8 – The need for holistic buying/operating governance

Having the right governance in place will provide an end-to-end strategy for ensuring an innovative, controlled and guided route to achieving the business outcomes the client and supplier are aiming for. The purpose of which is to offer clarity, collaboration and commercial trust between all parties to achieve a fit for purpose service/project. In turn, if the behaviours of both the supplier and client reflect the good foundations put in place through the operating governance, appropriately structured performance measurement and management will help to evidence the value for money and return on investment over the lifecycle of the relationship.


The NAO and PAC certainly have questions over the early days of the Crown Commercial Service, their perception is of a lack of an appropriate monitoring/auditing process to assure whether value for money is being achieved, assurances that service quality and objectives achieved were in alignment with the investment being made, and of course the value for money the CCS is capable of.

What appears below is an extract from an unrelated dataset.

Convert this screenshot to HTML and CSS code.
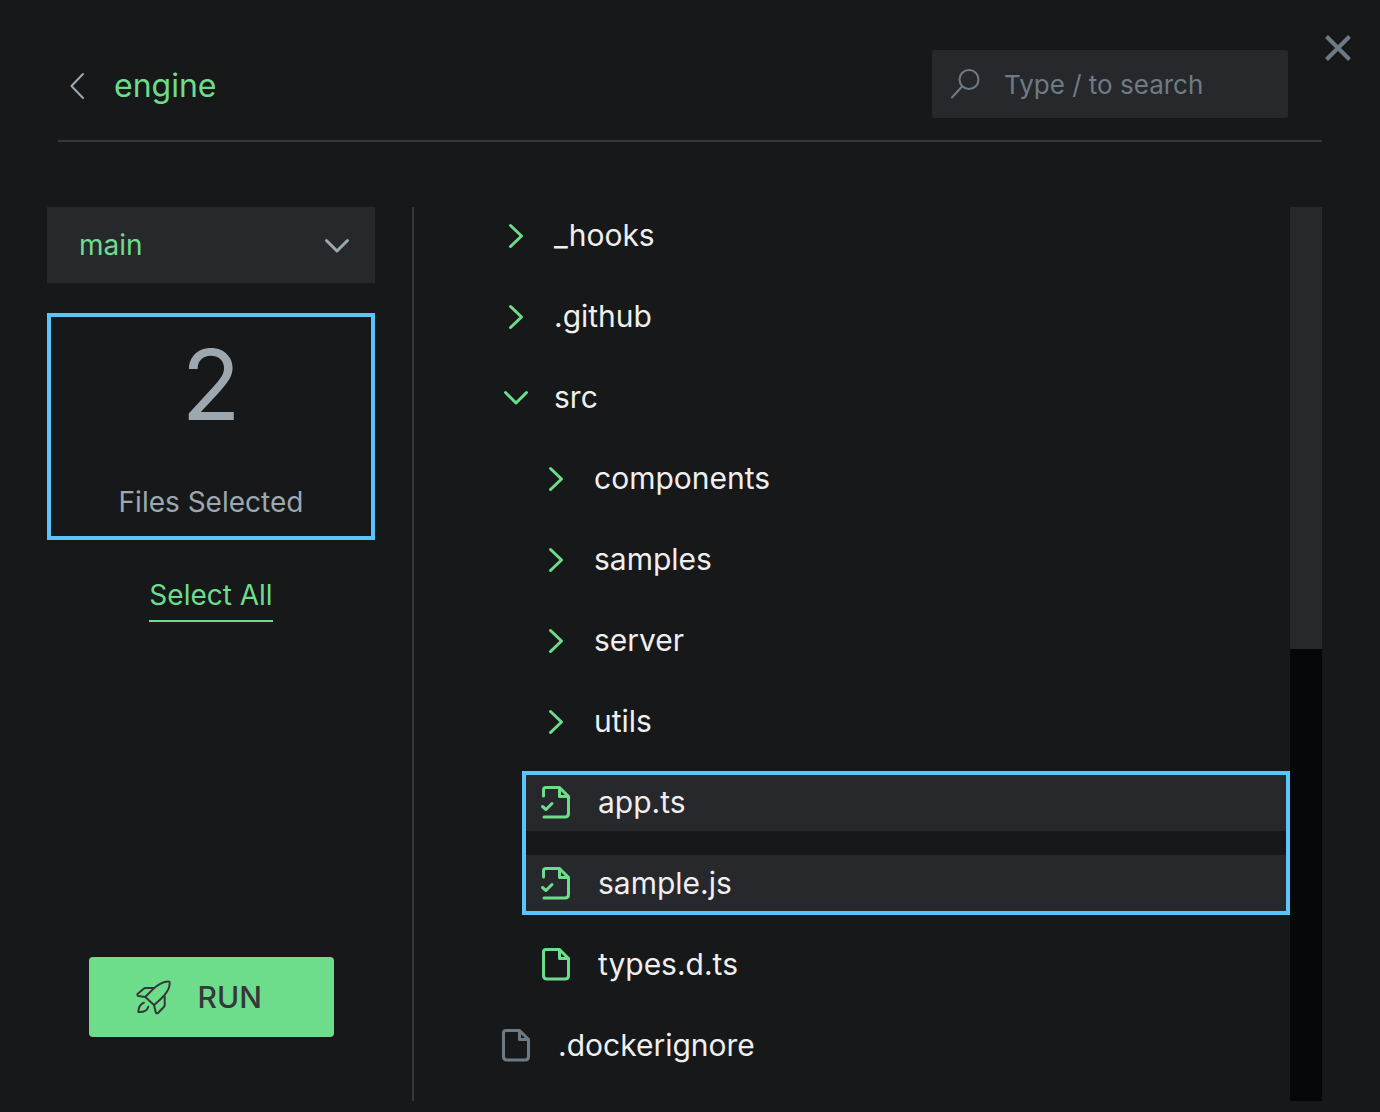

Having the above eight components as foundation stones will make it much easier for the likes of the CCS and its clients to put in place appropriate value for money performance measurement (and performance management). From the comments made, the CCS seems to understand where it is strong and where improvements need to be made in its service. If it mobilises in the right way, there is every opportunity they are able to achieve the cost-saving, value for money and return on investment potential the Cabinet Office once believed possible.